**Rows from a dataset**
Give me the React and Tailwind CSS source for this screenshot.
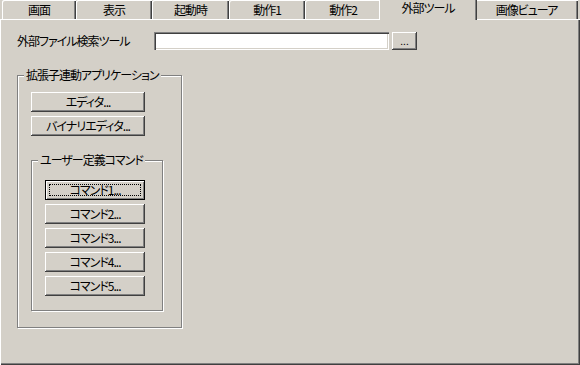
import React from 'react';

const tabs = [
  { label: '画面', w: 74 },
  { label: '表示', w: 76 },
  { label: '起動時', w: 77 },
  { label: '動作1', w: 76 },
  { label: '動作2', w: 76 },
  { label: '外部ツール', w: 94, active: true },
  { label: '画像ビューア', w: 103 },
];

const Btn = ({ children, width, focused }) => (
  <div
    className={
      focused
        ? 'relative flex items-center justify-center h-[20px] bg-[#d4d0c8] shadow-[inset_1px_1px_#000,inset_-1px_-1px_#000,inset_2px_2px_#ffffff,inset_-2px_-2px_#808080]'
        : 'relative flex items-center justify-center h-[20px] bg-[#d4d0c8] shadow-[inset_-1px_-1px_#404040,inset_1px_1px_#ffffff,inset_-2px_-2px_#808080]'
    }
    style={{ width }}
  >
    {focused && <div className="absolute inset-x-[4px] inset-y-[4px] border border-dotted border-black" />}
    <span className="relative">{children}</span>
  </div>
);

const GroupBox = ({ title, className, children }) => (
  <div className={'relative border border-[#808080] shadow-[inset_1px_1px_#ffffff,1px_1px_#ffffff] ' + className}>
    <span className="absolute -top-[8px] left-[6px] px-[2px] bg-[#d4d0c8] leading-[14px]">{title}</span>
    {children}
  </div>
);

const App = () => {
  return (
    <div className="w-[580px] h-[365px] bg-[#d4d0c8] text-black text-[12px] leading-[14px] tracking-[-1px] font-['Noto_Sans_CJK_JP','Noto_Sans',sans-serif] [font-feature-settings:'palt'] overflow-hidden">
      {/* tab strip */}
      <div className="flex h-[19px] pl-[2px] items-start">
        {tabs.map((t) =>
          t.active ? (
            <div
              key={t.label}
              className="relative z-10 -mx-[2px] h-[20px] flex justify-center pt-[1px] bg-[#d4d0c8] shadow-[inset_1px_0_#ffffff,inset_-1px_0_#404040,inset_-2px_0_#808080]"
              style={{ width: t.w + 4 }}
            >
              {t.label}
            </div>
          ) : (
            <div
              key={t.label}
              className="h-[19px] flex justify-center pt-[3px] bg-[#d4d0c8] rounded-tl-[2px] shadow-[inset_1px_1px_#ffffff,inset_-1px_0_#404040,inset_-2px_0_#808080]"
              style={{ width: t.w }}
            >
              {t.label}
            </div>
          )
        )}
      </div>

      {/* panel */}
      <div className="h-[346px] flex flex-col pt-[13px] pl-[17px] shadow-[inset_1px_1px_#ffffff,inset_-1px_-1px_#404040,inset_-2px_-2px_#808080]">
        <div className="flex items-center h-[18px]">
          <span className="w-[137px]">外部ファイル検索ツール</span>
          <div className="w-[235px] h-[18px] bg-white shadow-[inset_1px_1px_#808080,inset_2px_2px_#404040,inset_-1px_-1px_#ffffff,inset_-2px_-2px_#d4d0c8]" />
          <div className="ml-[3px] w-[25px] h-[18px] flex items-center justify-center bg-[#d4d0c8] shadow-[inset_-1px_-1px_#404040,inset_1px_1px_#ffffff,inset_-2px_-2px_#808080] text-[10px] tracking-normal">
            ...
          </div>
        </div>

        <GroupBox title="拡張子連動アプリケーション" className="mt-[25px] w-[165px] h-[253px]">
          <div className="flex flex-col pl-[13px] pt-[16px] gap-[4px]">
            <Btn width={114}>エディタ...</Btn>
            <Btn width={114}>バイナリエディタ...</Btn>
            <GroupBox title="ユーザー定義コマンド" className="mt-[20px] w-[132px] h-[151px]">
              <div className="flex flex-col pl-[13px] pt-[19px] gap-[4px]">
                <Btn width={100} focused>コマンド1...</Btn>
                <Btn width={100}>コマンド2...</Btn>
                <Btn width={100}>コマンド3...</Btn>
                <Btn width={100}>コマンド4...</Btn>
                <Btn width={100}>コマンド5...</Btn>
              </div>
            </GroupBox>
          </div>
        </GroupBox>
      </div>
    </div>
  );
};

export default App;
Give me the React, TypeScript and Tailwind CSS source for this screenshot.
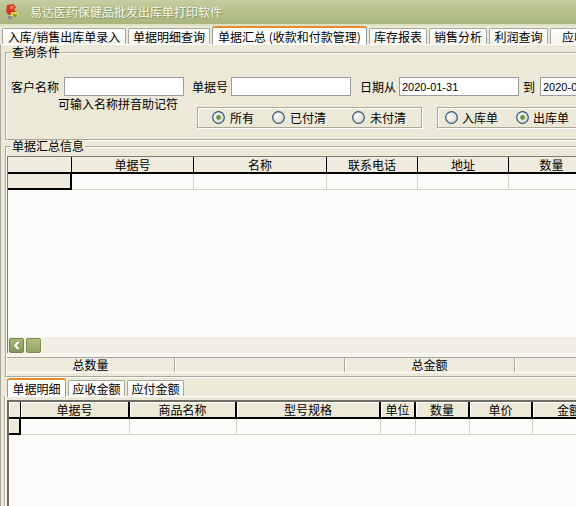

**Required work**
Restate the listing above word for word, and skip the pictures.

**Solution to the problem**
Give me the React and Tailwind CSS source for this screenshot.
import React from 'react';

const tabs = [
  { label: '画面', w: 74 },
  { label: '表示', w: 76 },
  { label: '起動時', w: 77 },
  { label: '動作1', w: 76 },
  { label: '動作2', w: 76 },
  { label: '外部ツール', w: 94, active: true },
  { label: '画像ビューア', w: 103 },
];

const Btn = ({ children, width, focused }) => (
  <div
    className={
      focused
        ? 'relative flex items-center justify-center h-[20px] bg-[#d4d0c8] shadow-[inset_1px_1px_#000,inset_-1px_-1px_#000,inset_2px_2px_#ffffff,inset_-2px_-2px_#808080]'
        : 'relative flex items-center justify-center h-[20px] bg-[#d4d0c8] shadow-[inset_-1px_-1px_#404040,inset_1px_1px_#ffffff,inset_-2px_-2px_#808080]'
    }
    style={{ width }}
  >
    {focused && <div className="absolute inset-x-[4px] inset-y-[4px] border border-dotted border-black" />}
    <span className="relative">{children}</span>
  </div>
);

const GroupBox = ({ title, className, children }) => (
  <div className={'relative border border-[#808080] shadow-[inset_1px_1px_#ffffff,1px_1px_#ffffff] ' + className}>
    <span className="absolute -top-[8px] left-[6px] px-[2px] bg-[#d4d0c8] leading-[14px]">{title}</span>
    {children}
  </div>
);

const App = () => {
  return (
    <div className="w-[580px] h-[365px] bg-[#d4d0c8] text-black text-[12px] leading-[14px] tracking-[-1px] font-['Noto_Sans_CJK_JP','Noto_Sans',sans-serif] [font-feature-settings:'palt'] overflow-hidden">
      {/* tab strip */}
      <div className="flex h-[19px] pl-[2px] items-start">
        {tabs.map((t) =>
          t.active ? (
            <div
              key={t.label}
              className="relative z-10 -mx-[2px] h-[20px] flex justify-center pt-[1px] bg-[#d4d0c8] shadow-[inset_1px_0_#ffffff,inset_-1px_0_#404040,inset_-2px_0_#808080]"
              style={{ width: t.w + 4 }}
            >
              {t.label}
            </div>
          ) : (
            <div
              key={t.label}
              className="h-[19px] flex justify-center pt-[3px] bg-[#d4d0c8] rounded-tl-[2px] shadow-[inset_1px_1px_#ffffff,inset_-1px_0_#404040,inset_-2px_0_#808080]"
              style={{ width: t.w }}
            >
              {t.label}
            </div>
          )
        )}
      </div>

      {/* panel */}
      <div className="h-[346px] flex flex-col pt-[13px] pl-[17px] shadow-[inset_1px_1px_#ffffff,inset_-1px_-1px_#404040,inset_-2px_-2px_#808080]">
        <div className="flex items-center h-[18px]">
          <span className="w-[137px]">外部ファイル検索ツール</span>
          <div className="w-[235px] h-[18px] bg-white shadow-[inset_1px_1px_#808080,inset_2px_2px_#404040,inset_-1px_-1px_#ffffff,inset_-2px_-2px_#d4d0c8]" />
          <div className="ml-[3px] w-[25px] h-[18px] flex items-center justify-center bg-[#d4d0c8] shadow-[inset_-1px_-1px_#404040,inset_1px_1px_#ffffff,inset_-2px_-2px_#808080] text-[10px] tracking-normal">
            ...
          </div>
        </div>

        <GroupBox title="拡張子連動アプリケーション" className="mt-[25px] w-[165px] h-[253px]">
          <div className="flex flex-col pl-[13px] pt-[16px] gap-[4px]">
            <Btn width={114}>エディタ...</Btn>
            <Btn width={114}>バイナリエディタ...</Btn>
            <GroupBox title="ユーザー定義コマンド" className="mt-[20px] w-[132px] h-[151px]">
              <div className="flex flex-col pl-[13px] pt-[19px] gap-[4px]">
                <Btn width={100} focused>コマンド1...</Btn>
                <Btn width={100}>コマンド2...</Btn>
                <Btn width={100}>コマンド3...</Btn>
                <Btn width={100}>コマンド4...</Btn>
                <Btn width={100}>コマンド5...</Btn>
              </div>
            </GroupBox>
          </div>
        </GroupBox>
      </div>
    </div>
  );
};

export default App;
Give me the React, TypeScript and Tailwind CSS source for this screenshot.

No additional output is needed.